Kto jesienią ub. r. zawiesił szalik na figurze? Nie wiadomo. Nie stwierdzono obrazy uczuć religijnych, ale zniszczono drzwi do wnętrza gigantycznej figury, więc sprawą zajął się wymiar sprawiedliwości. - Postępowanie w tej sprawie zakończyło się umorzeniem z powodu niewykrycia sprawców. No i został ów właśnie szalik - mówi Wojciech Uszak z prokuratury rejonowej w Świebodzinie.
Skazany na zniszczenie
Decyzją sądu jego właścicielem został Skarb Państwa. To jednak nie koniec. - Prokuratura złożyła wniosek o orzeczenie przepadku przez zniszczenie, bo taka była treść wniosku i tak wniosek został uwzględniony - wyjaśnia Aneta Felka-Duszczak, prezes sądu rejonowego w Świebodzinie. Kto i jak ma go zniszczyć? - Jak to się stanie technicznie, nie potrafię powiedzieć - rozkłada ręce prokurator Uszak. Dopytywany, kto powinien wiedzieć, wskazuje na sąd. Aneta Felka-Duszczak mówi jednak krótko: To zależy od prokuratury.

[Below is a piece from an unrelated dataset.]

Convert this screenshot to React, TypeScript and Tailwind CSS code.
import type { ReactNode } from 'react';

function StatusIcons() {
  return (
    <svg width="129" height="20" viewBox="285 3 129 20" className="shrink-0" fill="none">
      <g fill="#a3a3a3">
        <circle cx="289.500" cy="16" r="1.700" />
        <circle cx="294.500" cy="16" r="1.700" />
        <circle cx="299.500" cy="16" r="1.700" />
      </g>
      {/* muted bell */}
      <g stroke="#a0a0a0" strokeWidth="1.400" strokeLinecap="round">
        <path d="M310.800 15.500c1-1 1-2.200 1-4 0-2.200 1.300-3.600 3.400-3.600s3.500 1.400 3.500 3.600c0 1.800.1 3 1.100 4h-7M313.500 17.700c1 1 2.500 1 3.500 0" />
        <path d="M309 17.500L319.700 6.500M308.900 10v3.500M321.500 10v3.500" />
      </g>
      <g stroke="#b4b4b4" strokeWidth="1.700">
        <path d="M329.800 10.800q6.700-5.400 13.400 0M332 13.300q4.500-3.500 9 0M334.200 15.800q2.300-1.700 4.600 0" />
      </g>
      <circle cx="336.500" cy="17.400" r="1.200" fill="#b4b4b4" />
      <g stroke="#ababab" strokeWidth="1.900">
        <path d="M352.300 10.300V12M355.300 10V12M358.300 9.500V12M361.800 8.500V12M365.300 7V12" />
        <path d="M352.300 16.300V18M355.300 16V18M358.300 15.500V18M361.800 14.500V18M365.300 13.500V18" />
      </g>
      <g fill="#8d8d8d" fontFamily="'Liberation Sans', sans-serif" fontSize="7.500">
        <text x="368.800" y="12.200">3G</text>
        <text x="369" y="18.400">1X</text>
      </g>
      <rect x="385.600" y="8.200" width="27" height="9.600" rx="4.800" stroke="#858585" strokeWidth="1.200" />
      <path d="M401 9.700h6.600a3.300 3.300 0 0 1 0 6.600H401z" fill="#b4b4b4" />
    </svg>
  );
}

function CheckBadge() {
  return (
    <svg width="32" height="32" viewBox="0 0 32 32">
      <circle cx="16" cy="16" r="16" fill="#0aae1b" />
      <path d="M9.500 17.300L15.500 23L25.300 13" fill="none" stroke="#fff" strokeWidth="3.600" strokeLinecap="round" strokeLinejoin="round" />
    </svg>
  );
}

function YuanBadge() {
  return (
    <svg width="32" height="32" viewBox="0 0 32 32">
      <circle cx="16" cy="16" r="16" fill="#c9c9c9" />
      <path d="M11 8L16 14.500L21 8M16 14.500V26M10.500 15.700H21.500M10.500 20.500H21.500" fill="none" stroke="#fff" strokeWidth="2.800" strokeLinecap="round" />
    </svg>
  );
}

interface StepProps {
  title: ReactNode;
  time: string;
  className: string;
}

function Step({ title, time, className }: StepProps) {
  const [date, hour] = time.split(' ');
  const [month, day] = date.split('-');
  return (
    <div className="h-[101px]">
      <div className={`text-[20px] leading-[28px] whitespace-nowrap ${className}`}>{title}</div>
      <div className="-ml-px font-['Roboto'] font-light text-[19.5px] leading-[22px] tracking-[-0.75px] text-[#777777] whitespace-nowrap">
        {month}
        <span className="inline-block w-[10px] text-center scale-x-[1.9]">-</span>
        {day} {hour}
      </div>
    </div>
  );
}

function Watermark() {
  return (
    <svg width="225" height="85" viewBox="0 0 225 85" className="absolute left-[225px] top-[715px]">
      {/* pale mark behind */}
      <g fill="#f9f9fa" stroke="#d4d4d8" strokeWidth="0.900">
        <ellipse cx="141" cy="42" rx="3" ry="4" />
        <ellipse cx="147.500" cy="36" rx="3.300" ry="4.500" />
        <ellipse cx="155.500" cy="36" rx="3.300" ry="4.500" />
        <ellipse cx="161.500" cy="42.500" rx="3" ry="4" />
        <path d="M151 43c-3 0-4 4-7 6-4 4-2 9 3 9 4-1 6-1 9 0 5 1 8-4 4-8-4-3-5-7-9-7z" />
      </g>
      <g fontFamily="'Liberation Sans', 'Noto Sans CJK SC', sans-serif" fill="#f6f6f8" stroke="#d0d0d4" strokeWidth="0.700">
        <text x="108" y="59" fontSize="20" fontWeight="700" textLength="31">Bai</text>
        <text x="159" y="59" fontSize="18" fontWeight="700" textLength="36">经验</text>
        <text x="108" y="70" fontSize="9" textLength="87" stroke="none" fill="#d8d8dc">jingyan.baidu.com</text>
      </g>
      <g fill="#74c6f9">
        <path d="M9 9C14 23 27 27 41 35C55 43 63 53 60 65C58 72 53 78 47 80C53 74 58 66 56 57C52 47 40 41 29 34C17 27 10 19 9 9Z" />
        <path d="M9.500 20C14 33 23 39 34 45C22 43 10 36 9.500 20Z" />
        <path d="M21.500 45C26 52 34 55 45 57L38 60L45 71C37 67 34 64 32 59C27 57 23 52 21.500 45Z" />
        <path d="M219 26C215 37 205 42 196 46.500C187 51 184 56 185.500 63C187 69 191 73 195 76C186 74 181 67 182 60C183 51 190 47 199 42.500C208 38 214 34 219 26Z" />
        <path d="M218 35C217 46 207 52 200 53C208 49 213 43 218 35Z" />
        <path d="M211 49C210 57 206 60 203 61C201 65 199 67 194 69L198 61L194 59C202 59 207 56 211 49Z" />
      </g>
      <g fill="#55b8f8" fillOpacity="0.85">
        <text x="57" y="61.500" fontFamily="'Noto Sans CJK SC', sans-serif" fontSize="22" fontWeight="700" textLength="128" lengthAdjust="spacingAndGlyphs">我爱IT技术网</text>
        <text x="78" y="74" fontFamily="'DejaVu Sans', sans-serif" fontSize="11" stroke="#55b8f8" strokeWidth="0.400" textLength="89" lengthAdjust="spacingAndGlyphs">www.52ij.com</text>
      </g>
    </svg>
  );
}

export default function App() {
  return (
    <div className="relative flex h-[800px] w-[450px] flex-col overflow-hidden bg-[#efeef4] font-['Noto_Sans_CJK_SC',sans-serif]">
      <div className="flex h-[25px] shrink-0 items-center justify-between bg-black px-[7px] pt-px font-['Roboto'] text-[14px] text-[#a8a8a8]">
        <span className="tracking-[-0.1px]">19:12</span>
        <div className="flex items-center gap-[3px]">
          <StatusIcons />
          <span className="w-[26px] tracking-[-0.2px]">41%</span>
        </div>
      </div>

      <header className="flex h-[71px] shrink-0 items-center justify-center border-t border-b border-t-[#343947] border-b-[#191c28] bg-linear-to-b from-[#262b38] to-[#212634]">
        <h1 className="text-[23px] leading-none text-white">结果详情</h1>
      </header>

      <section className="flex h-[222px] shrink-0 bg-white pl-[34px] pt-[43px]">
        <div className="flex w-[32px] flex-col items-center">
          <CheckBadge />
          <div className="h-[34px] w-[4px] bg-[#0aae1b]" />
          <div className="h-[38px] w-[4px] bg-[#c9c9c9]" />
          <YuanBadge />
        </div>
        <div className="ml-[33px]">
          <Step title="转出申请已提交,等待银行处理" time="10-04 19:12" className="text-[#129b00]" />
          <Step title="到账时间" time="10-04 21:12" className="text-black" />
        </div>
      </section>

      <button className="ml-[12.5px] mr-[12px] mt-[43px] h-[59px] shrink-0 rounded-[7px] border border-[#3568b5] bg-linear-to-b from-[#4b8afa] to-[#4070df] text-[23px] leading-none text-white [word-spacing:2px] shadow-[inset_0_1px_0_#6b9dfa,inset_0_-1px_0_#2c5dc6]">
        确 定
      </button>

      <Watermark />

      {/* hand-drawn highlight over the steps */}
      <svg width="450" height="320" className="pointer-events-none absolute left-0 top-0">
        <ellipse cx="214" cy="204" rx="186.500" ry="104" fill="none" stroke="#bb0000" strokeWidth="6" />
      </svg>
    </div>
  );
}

Na razie gigantyczny szalik klubowy czeka zwinięty na wykonanie wyroku w policyjnym depozycie.
Pomysłów moc
"Wyrok na szaliku" smuci wiele osób. Według nich można by go wykorzystać w inny sposób. Na przykład - jak podpowiada Dariusz Bekisz, burmistrz Świebodzina - do promocji miasta. - Można by go dookoła, trochę jak krawat, zawiązać wokół wieży ratusza. Wtedy jego wartość jeszcze by wzrosła - mówi.
Przeciwko zniszczeniu jest też prezes Falubazu. - Wychowały sie na tym pokolenia i uważam, że to będzie budować złe relacje, kiedy symbol klubowy, obojętnie jakiego klubu sportowego, zostanie w jakikolwiek sposób zniszczony - mówi.